Ora, se esse texto normativo constitucional prescreve o princípio da inviolabilidade do direito à vida, se impõe, para que tenha efetividade -pois já longe está o tempo em que se consideravam os dispositivos constitucionais como meramente programáticos ou de pura abstração-, que se defina o momento inicial da vida humana. Se tanto não se fizer, por óbvio cai no vazio o princípio constitucional da inviolabilidade da vida humana. Impõe-se, portanto, a definição constitucional da matéria.
Definição que não se pode fazer no campo estritamente jurídico. Por isso, na petição da ação direta de inconstitucionalidade, apresentei, requerendo ao ministro relator, Carlos Ayres Britto, nomes de cientistas para que, em audiência pública, subsidiassem as magistradas e os magistrados do Supremo Tribunal Federal com dados objetivos à mais exata definição do assunto.

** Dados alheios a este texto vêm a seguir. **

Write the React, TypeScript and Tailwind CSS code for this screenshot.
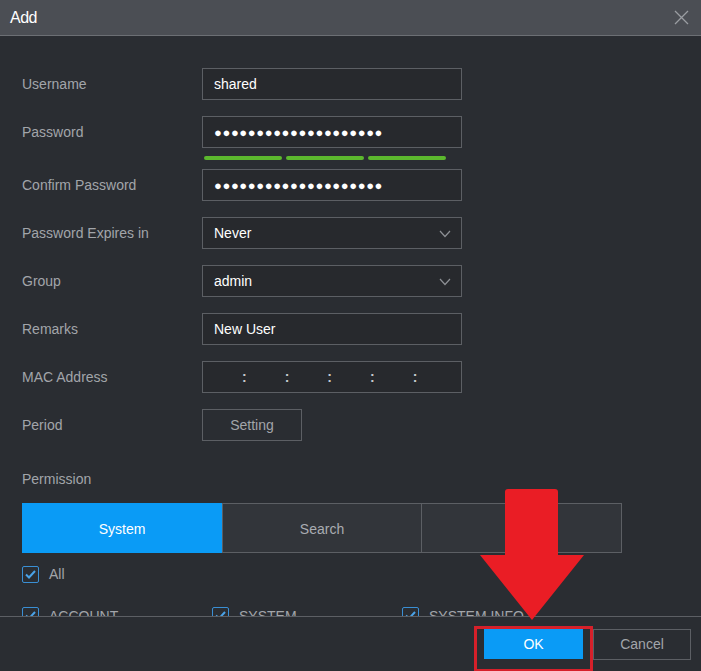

A sensibilidade, reitero, do ministro Carlos Ayres Britto, deferindo a realização da audiência pública, propiciou que todos nós meditássemos e conhecêssemos o tema em elevado nível de intelecção, graças à abordagem competente e equilibrada dos mais diversos expositores.
A audiência pública, de público, evidenciou que à linha de argumentação jurídica que desenvolvi se une outra linha, de motivação estritamente científica, à demonstração da tese posta: o início da vida se dá na fecundação.


CLAUDIO FONTELES, 60, mestre em direito pela UnB, professor de direito processual penal do Instituto de Ensino Superior de Brasília, é subprocurador-geral da República. Foi procurador-geral da República de 2003 a 2005.